A practical handbook analyzes a series of annual best-short-story anthologies and extracts the editorial values and technical habits behind successful short fiction. It surveys selected pieces to illustrate structure, point of view, unity, and regional color, and supplements close readings with author testimony and classroom experience. The work supplies study questions, exercises, and concrete advice on revision, pacing, and economy of form while stressing the need to balance artistic aims with the business realities of publication. Its aim is to train critical reading and disciplined practice for aspiring writers and students.

FEET OF GOLD

Classification. This is one of a series of stories centering around the life of Ferdinand Taillandy, a lovable hero akin to William J. Locke’s “Beloved Vagabond” and “Aristide Pujol.” In such a series it is not necessary or even desirable that the short-story type be sought. All the narratives, from start to finish, as a complete series, are more likely to reveal a general structure culminating in a climax (which will probably require a whole story) than any one of them is likely to possess definite and clear-cut mechanism.
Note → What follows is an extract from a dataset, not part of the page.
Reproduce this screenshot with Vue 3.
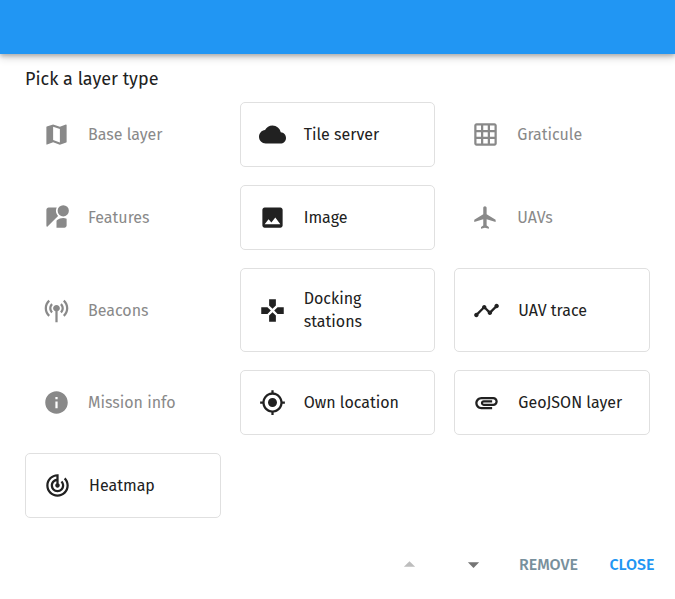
<script setup>
const layerTypes = [
  { label: 'Base layer', icon: 'map', disabled: true },
  { label: 'Tile server', icon: 'cloud' },
  { label: 'Graticule', icon: 'grid', disabled: true },
  { label: 'Features', icon: 'streetview', disabled: true },
  { label: 'Image', icon: 'image' },
  { label: 'UAVs', icon: 'flight', disabled: true },
  { label: 'Beacons', icon: 'antenna', disabled: true },
  { label: 'Docking stations', icon: 'gamepad' },
  { label: 'UAV trace', icon: 'timeline' },
  { label: 'Mission info', icon: 'info', disabled: true },
  { label: 'Own location', icon: 'location' },
  { label: 'GeoJSON layer', icon: 'attachment' },
  { label: 'Heatmap', icon: 'track' },
]

const icons = {
  map: 'M20.5 3l-.16.03L15 5.1 9 3 3.36 4.9c-.21.07-.36.25-.36.48V20.5c0 .28.22.5.5.5l.16-.03L9 18.9l6 2.1 5.64-1.9c.21-.07.36-.25.36-.48V3.5c0-.28-.22-.5-.5-.5zM15 19l-6-2.11V5l6 2.11V19z',
  cloud: 'M19.35 10.04C18.67 6.59 15.64 4 12 4 9.11 4 6.6 5.64 5.35 8.04 2.34 8.36 0 10.91 0 14c0 3.31 2.69 6 6 6h13c2.76 0 5-2.24 5-5 0-2.64-2.05-4.78-4.65-4.96z',
  grid: 'M20 2H4c-1.1 0-2 .9-2 2v16c0 1.1.9 2 2 2h16c1.1 0 2-.9 2-2V4c0-1.1-.9-2-2-2zM8 20H4v-4h4v4zm0-6H4v-4h4v4zm0-6H4V4h4v4zm6 12h-4v-4h4v4zm0-6h-4v-4h4v4zm0-6h-4V4h4v4zm6 12h-4v-4h4v4zm0-6h-4v-4h4v4zm0-6h-4V4h4v4z',
  streetview: 'M12.56 14.33c-.34.27-.56.7-.56 1.17V21h7c1.1 0 2-.9 2-2v-5.98c-.94-.33-1.95-.52-3-.52-2.03 0-3.93.7-5.44 1.83zM18 1a5 5 0 100 10 5 5 0 000-10zM11.5 6c0-1.08.27-2.1.74-3H5c-1.1 0-2 .9-2 2v14c0 .55.23 1.05.59 1.41l9.82-9.82C12.23 9.42 11.5 7.8 11.5 6z',
  image: 'M21 19V5c0-1.1-.9-2-2-2H5c-1.1 0-2 .9-2 2v14c0 1.1.9 2 2 2h14c1.1 0 2-.9 2-2zM8.5 13.5l2.5 3.01L14.5 12l4.5 6H5l3.5-4.5z',
  flight: 'M21 16v-2l-8-5V3.5c0-.83-.67-1.5-1.5-1.5S10 2.67 10 3.5V9l-8 5v2l8-2.5V19l-2 1.5V22l3.5-1 3.5 1v-1.5L13 19v-5.5l8 2.5z',
  antenna: 'M12 7c1.66 0 3 1.34 3 3 0 1.2-.8 2.3-2 2.75V22.5h-2v-9.75C9.8 12.3 9 11.2 9 10c0-1.66 1.34-3 3-3M16.53 14.46l-1.29-1.53C16 12.2 16.5 11.16 16.5 10s-.5-2.2-1.26-2.93l1.29-1.53C17.74 6.64 18.5 8.23 18.5 10s-.76 3.36-1.97 4.46M7.47 14.46l1.29-1.53C8 12.2 7.5 11.16 7.5 10s.5-2.2 1.26-2.93L7.47 5.54C6.26 6.64 5.5 8.23 5.5 10s.76 3.36 1.97 4.46M19.1 17.5l-1.29-1.53C19.47 14.49 20.5 12.37 20.5 10s-1.03-4.49-2.69-5.97l1.29-1.53c2.1 1.83 3.4 4.52 3.4 7.5s-1.3 5.67-3.4 7.5M4.9 17.5l1.29-1.53C4.53 14.49 3.5 12.37 3.5 10s1.03-4.49 2.69-5.97L4.9 2.5C2.8 4.33 1.5 7.02 1.5 10s1.3 5.67 3.4 7.5',
  gamepad: 'M15 7.5V2H9v5.5l3 3 3-3zM7.5 9H2v6h5.5l3-3-3-3zM9 16.5V22h6v-5.5l-3-3-3 3zM16.5 9l-3 3 3 3H22V9h-5.5z',
  timeline: 'M23 8c0 1.1-.9 2-2 2-.18 0-.35-.02-.51-.07l-3.56 3.55c.05.16.07.34.07.52 0 1.1-.9 2-2 2s-2-.9-2-2c0-.18.02-.36.07-.52l-2.55-2.55c-.16.05-.34.07-.52.07s-.36-.02-.52-.07l-4.55 4.56c.05.16.07.33.07.51 0 1.1-.9 2-2 2s-2-.9-2-2 .9-2 2-2c.18 0 .35.02.51.07l4.56-4.55C8.02 9.36 8 9.18 8 9c0-1.1.9-2 2-2s2 .9 2 2c0 .18-.02.36-.07.52l2.55 2.55c.16-.05.34-.07.52-.07s.36.02.52.07l3.55-3.56C19.02 8.35 19 8.18 19 8c0-1.1.9-2 2-2s2 .9 2 2z',
  info: 'M12 2C6.48 2 2 6.48 2 12s4.48 10 10 10 10-4.48 10-10S17.52 2 12 2zm1 15h-2v-6h2v6zm0-8h-2V7h2v2z',
  location: 'M12 8c-2.21 0-4 1.79-4 4s1.79 4 4 4 4-1.79 4-4-1.79-4-4-4zm8.94 3c-.46-4.17-3.77-7.48-7.94-7.94V1h-2v2.06C6.83 3.52 3.52 6.83 3.06 11H1v2h2.06c.46 4.17 3.77 7.48 7.94 7.94V23h2v-2.06c4.17-.46 7.48-3.77 7.94-7.94H23v-2h-2.06zM12 19c-3.87 0-7-3.13-7-7s3.13-7 7-7 7 3.13 7 7-3.13 7-7 7z',
  attachment: 'M2 12.5C2 9.46 4.46 7 7.5 7H18c2.21 0 4 1.79 4 4s-1.79 4-4 4H9.5C8.12 15 7 13.88 7 12.5S8.12 10 9.5 10H17v2H9.41c-.55 0-.55 1 0 1H18c1.1 0 2-.9 2-2s-.9-2-2-2H7.5C5.57 9 4 10.57 4 12.5S5.57 16 7.5 16H17v2H7.5C4.46 18 2 15.54 2 12.5z',
  track: 'M19.07 4.93l-1.41 1.41C19.1 7.79 20 9.79 20 12c0 4.42-3.58 8-8 8s-8-3.58-8-8c0-4.08 3.05-7.44 7-7.93v2.02C8.16 6.57 6 9.03 6 12c0 3.31 2.69 6 6 6s6-2.69 6-6c0-1.66-.67-3.16-1.76-4.24l-1.41 1.41C15.55 9.9 16 10.9 16 12c0 2.21-1.79 4-4 4s-4-1.79-4-4c0-1.86 1.28-3.41 3-3.86v2.14c-.6.35-1 .98-1 1.72 0 1.1.9 2 2 2s2-.9 2-2c0-.74-.4-1.38-1-1.72V2h-1C6.48 2 2 6.48 2 12s4.48 10 10 10 10-4.48 10-10c0-2.76-1.12-5.26-2.93-7.07z',
}
</script>

<template>
  <div class="dialog">
    <header class="app-bar"></header>
    <main class="content">
      <h1 class="title">Pick a layer type</h1>
      <div class="grid">
        <button
          v-for="type in layerTypes"
          :key="type.label"
          type="button"
          class="option"
          :disabled="type.disabled"
        >
          <svg class="icon" viewBox="0 0 24 24" aria-hidden="true"><path :d="icons[type.icon]" /></svg>
          <span>{{ type.label }}</span>
        </button>
      </div>
    </main>
    <footer class="actions">
      <button type="button" class="icon-button" aria-label="Move up" disabled>
        <svg class="icon" viewBox="0 0 24 24" aria-hidden="true"><path d="M7 14l5-5 5 5z" /></svg>
      </button>
      <button type="button" class="icon-button" aria-label="Move down">
        <svg class="icon" viewBox="0 0 24 24" aria-hidden="true"><path d="M7 10l5 5 5-5z" /></svg>
      </button>
      <button type="button" class="text-button">REMOVE</button>
      <button type="button" class="text-button primary">CLOSE</button>
    </footer>
  </div>
</template>

<style>
body {
  margin: 0;
  background: #fff;
}
</style>

<style scoped>
.dialog {
  font-family: "Fira Sans", Roboto, "Noto Sans", sans-serif;
  color: #212121;
}

.app-bar {
  height: 54px;
  background: #2196f3;
  box-shadow: 0 2px 4px rgba(0, 0, 0, 0.22), 0 4px 8px rgba(0, 0, 0, 0.16);
}

.content {
  padding: 13px 25px 19px;
}

.title {
  margin: 0 0 10px;
  font-size: 18px;
  font-weight: 400;
  line-height: 25px;
}

.grid {
  display: grid;
  grid-template-columns: repeat(3, 1fr);
  gap: 18px 19px;
}

button {
  font-family: inherit;
  background: none;
  cursor: pointer;
}

.option {
  display: flex;
  align-items: center;
  gap: 18px;
  min-height: 65px;
  padding: 18px;
  border: 1px solid #e0e0e0;
  border-radius: 5px;
  color: inherit;
  font-size: 16px;
  line-height: 23px;
  text-align: left;
}

.option:disabled {
  border: 0;
  color: #898989;
  cursor: default;
}

.icon {
  flex: none;
  display: block;
  width: 27px;
  height: 27px;
  fill: currentColor;
}

.actions {
  display: flex;
  align-items: center;
  justify-content: flex-end;
  gap: 9px;
  padding: 0 7px 7px;
}

.icon-button {
  padding: 14px;
  border: 0;
  border-radius: 50%;
  color: #757575;
}

.icon-button:disabled {
  color: #bdbdbd;
  cursor: default;
}

.text-button {
  min-width: 72px;
  padding: 8px 9px;
  border: 0;
  border-radius: 4px;
  color: #78909c;
  font-size: 16px;
  font-weight: 500;
  line-height: 24px;
}

.text-button.primary {
  color: #2196f3;
}
</style>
The three necessary stages of narrative, according to Aristotle, are beginning, middle and end. These stages, as to action, are well-defined in the present story. But one feels at the beginning that here is a hero brought over from a preceding adventure, as one knows at the end that he is off for new experiences. Is the action in regard to Diane complete?

Plot.

Initial Incident: Taillandy meets Diane. No particular struggle is initiated, however. Taillandy merely takes Diane under his protection, here in Paris, and after some days leaves with her in a two-wheeled cart.

Climax of Action: Diane is restored to her mother; Taillandy again becomes a wanderer.

Body of Story: Among the chief points of interest are Taillandy’s reversion to the boulevardier type, and his writing the poem inspired by Diane. Mention others.

Characterization. For what reasons do you like Taillandy? Wherein lies the significance of “Feet of Gold”? Read the final story in this series, “At the End of the Road,” and observe whether the author has kept Taillandy’s character consistent. Take note of the characters who know Taillandy in the present narrative, observe the feeling each has for him, and see how well Mr. Smith has used their opinions to emphasize Taillandy’s character as described. What does Taillandy think of each of the other characters?

By what means has the author chiefly pictured Diane? How has she been enhanced by the two settings? What interaction have character and setting throughout the story?

Details. What value has the following statement as compared with the more direct one, “Taillandy was generous”?

“Of that thousand francs Taillandy spent seven hundred and ninety-six during the next four days—ninety-six, possibly, on himself, and the balance on his friends.”

What other characteristic is implied, also?

Study the management of suspense (pages 313, 314, 315). Why are you held waiting?

Why (on page 317) did Taillandy whisper to the driver?

Why (page 298) did Diane weep at the mention of Madame Nicolas’s name?

What place references keep the locale before you?

How in the speeches and manner of the characters are you kept aware of the French race?